EXERCISE DIRECTIONS | Start at the line containing "Give me the React, TypeScript", stop at the line containing "mt-[15px] text-[32px] font-bold", and please reproduce every line in between, both ends included, without pictures.

+++

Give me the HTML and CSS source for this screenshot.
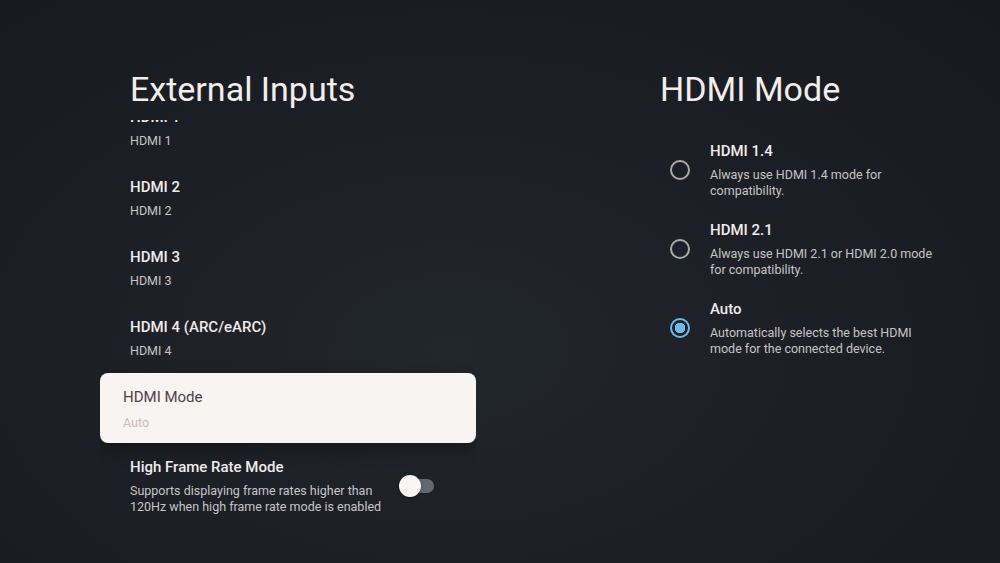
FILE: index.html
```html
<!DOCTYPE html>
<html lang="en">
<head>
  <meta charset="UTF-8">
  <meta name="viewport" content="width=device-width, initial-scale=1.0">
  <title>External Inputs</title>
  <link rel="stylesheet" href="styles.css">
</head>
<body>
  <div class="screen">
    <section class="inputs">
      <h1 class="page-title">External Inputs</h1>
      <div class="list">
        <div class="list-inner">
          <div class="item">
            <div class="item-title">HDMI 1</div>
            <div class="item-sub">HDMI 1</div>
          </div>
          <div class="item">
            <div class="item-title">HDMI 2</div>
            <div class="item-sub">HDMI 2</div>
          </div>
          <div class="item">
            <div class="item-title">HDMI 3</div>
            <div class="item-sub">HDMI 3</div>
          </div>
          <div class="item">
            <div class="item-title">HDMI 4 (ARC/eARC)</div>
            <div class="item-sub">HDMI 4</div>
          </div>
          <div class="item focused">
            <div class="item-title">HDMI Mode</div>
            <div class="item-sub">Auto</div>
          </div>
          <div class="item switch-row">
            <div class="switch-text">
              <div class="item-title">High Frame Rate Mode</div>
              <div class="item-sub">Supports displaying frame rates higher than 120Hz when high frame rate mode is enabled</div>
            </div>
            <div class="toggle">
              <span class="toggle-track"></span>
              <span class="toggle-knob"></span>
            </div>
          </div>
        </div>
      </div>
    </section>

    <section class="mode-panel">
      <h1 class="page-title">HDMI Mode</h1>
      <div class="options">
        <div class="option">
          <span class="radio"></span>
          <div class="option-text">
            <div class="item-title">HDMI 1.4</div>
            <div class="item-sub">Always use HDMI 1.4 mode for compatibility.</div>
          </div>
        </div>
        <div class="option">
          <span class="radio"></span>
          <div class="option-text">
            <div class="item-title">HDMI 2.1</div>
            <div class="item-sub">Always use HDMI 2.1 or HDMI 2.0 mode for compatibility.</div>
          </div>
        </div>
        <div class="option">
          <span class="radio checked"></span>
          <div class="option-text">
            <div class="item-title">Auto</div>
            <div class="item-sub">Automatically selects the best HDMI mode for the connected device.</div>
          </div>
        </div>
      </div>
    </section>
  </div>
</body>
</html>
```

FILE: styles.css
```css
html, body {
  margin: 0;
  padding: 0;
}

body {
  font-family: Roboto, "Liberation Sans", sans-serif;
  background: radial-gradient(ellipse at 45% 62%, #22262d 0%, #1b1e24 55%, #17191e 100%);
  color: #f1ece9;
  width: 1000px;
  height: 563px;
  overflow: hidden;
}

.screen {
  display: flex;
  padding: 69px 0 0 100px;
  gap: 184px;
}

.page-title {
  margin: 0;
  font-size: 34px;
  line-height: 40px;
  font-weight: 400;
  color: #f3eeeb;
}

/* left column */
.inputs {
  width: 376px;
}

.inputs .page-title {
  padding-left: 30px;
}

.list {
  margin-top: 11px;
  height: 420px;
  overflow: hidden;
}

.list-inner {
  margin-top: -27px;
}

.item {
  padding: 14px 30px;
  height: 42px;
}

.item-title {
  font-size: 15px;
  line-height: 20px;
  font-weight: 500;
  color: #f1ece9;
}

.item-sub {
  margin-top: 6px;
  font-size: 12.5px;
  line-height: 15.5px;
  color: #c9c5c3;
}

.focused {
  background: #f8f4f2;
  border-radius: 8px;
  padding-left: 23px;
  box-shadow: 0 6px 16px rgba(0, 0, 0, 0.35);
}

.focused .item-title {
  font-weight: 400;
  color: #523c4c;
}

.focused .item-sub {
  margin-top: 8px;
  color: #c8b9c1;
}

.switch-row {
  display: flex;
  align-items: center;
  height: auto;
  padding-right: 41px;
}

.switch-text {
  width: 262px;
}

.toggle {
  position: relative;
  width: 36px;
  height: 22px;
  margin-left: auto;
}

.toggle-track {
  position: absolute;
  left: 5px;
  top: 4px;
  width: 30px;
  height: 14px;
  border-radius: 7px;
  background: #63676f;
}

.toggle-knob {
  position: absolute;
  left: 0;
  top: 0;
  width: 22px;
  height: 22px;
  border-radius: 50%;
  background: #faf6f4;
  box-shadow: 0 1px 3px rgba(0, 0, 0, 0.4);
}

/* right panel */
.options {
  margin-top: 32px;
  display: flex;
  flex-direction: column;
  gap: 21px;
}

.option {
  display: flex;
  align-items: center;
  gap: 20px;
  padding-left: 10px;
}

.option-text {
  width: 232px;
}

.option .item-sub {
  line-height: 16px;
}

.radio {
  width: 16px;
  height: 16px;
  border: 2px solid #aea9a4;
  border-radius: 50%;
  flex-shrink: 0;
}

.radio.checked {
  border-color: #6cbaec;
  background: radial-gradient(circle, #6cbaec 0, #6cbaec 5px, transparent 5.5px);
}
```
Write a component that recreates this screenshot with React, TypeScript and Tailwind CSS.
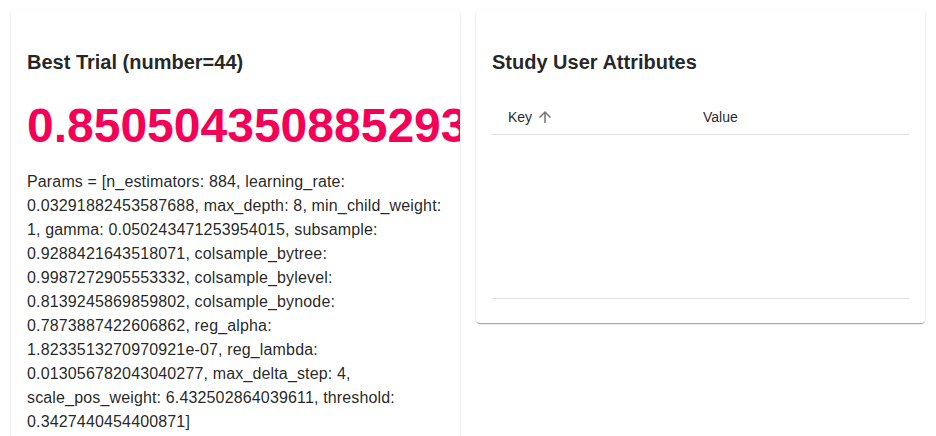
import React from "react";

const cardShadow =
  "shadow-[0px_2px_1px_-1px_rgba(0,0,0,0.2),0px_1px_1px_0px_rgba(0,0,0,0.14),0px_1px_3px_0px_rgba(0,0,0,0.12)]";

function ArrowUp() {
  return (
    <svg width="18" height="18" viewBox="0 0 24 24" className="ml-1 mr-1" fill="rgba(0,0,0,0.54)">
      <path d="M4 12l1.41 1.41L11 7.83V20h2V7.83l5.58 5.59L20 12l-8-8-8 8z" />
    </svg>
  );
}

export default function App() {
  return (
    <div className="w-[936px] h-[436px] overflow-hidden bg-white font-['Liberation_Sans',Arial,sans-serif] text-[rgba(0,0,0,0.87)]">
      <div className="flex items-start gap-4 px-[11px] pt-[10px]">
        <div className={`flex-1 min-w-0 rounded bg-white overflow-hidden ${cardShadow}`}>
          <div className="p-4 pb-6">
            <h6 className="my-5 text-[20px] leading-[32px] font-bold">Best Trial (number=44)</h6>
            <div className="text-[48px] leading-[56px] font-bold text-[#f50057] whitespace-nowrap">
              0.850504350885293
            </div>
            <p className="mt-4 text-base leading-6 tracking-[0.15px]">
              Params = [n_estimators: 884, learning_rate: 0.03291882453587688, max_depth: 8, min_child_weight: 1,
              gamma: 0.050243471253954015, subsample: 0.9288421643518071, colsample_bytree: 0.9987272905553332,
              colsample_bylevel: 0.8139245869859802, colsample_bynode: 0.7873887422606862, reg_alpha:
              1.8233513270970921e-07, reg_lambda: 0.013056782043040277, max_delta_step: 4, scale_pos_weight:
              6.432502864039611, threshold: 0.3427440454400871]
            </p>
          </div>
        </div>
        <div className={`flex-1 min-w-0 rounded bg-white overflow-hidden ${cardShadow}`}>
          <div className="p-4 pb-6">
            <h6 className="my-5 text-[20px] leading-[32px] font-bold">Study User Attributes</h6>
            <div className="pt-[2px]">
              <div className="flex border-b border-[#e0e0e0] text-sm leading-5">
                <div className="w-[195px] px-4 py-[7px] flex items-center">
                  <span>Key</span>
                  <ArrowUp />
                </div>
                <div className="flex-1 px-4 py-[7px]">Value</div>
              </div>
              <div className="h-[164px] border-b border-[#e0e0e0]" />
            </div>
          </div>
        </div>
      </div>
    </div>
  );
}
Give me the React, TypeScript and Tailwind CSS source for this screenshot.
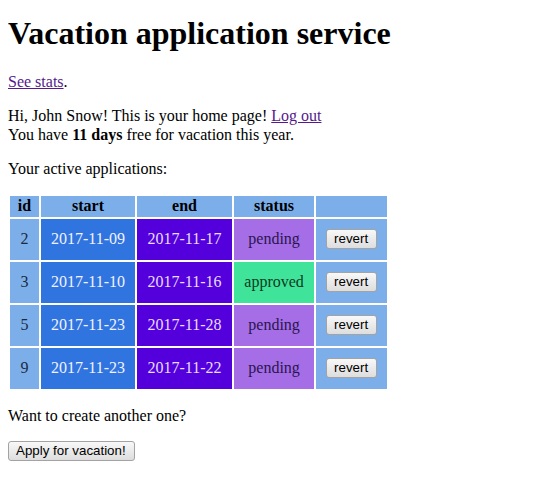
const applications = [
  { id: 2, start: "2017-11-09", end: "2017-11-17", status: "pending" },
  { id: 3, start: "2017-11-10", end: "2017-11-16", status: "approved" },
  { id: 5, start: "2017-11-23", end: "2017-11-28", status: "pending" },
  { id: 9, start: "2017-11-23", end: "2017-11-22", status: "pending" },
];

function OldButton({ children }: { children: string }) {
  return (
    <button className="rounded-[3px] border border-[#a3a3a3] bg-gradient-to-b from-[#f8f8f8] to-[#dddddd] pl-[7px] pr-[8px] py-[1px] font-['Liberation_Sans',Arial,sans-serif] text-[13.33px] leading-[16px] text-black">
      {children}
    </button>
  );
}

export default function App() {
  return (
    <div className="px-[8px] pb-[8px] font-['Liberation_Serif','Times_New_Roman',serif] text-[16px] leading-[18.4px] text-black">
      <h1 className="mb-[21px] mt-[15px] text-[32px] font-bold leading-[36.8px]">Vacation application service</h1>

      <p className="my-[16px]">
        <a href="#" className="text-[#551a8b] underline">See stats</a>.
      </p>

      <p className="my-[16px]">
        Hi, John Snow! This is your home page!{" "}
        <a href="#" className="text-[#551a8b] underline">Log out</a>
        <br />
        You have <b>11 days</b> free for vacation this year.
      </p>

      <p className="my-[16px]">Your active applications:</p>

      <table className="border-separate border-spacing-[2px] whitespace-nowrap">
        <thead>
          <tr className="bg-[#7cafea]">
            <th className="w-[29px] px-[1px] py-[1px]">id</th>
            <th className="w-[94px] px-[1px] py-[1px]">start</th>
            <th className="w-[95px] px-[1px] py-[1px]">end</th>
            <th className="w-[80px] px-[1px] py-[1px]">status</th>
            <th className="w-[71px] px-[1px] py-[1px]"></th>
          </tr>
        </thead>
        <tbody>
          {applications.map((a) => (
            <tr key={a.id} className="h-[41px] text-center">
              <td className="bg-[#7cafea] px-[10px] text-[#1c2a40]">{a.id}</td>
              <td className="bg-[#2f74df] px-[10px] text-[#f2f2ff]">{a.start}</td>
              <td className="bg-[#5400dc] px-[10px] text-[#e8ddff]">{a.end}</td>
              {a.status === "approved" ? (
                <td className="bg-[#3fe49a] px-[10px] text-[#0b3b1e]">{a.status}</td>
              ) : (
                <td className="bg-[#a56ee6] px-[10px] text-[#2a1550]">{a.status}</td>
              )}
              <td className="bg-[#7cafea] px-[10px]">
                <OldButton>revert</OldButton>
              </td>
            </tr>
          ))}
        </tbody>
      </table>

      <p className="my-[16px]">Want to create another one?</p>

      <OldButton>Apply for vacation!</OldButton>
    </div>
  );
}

+++

THE COMPLETED TASK |
Give me the React, TypeScript and Tailwind CSS source for this screenshot.
const applications = [
  { id: 2, start: "2017-11-09", end: "2017-11-17", status: "pending" },
  { id: 3, start: "2017-11-10", end: "2017-11-16", status: "approved" },
  { id: 5, start: "2017-11-23", end: "2017-11-28", status: "pending" },
  { id: 9, start: "2017-11-23", end: "2017-11-22", status: "pending" },
];

function OldButton({ children }: { children: string }) {
  return (
    <button className="rounded-[3px] border border-[#a3a3a3] bg-gradient-to-b from-[#f8f8f8] to-[#dddddd] pl-[7px] pr-[8px] py-[1px] font-['Liberation_Sans',Arial,sans-serif] text-[13.33px] leading-[16px] text-black">
      {children}
    </button>
  );
}

export default function App() {
  return (
    <div className="px-[8px] pb-[8px] font-['Liberation_Serif','Times_New_Roman',serif] text-[16px] leading-[18.4px] text-black">
      <h1 className="mb-[21px] mt-[15px] text-[32px] font-bold leading-[36.8px]">Vacation application service</h1>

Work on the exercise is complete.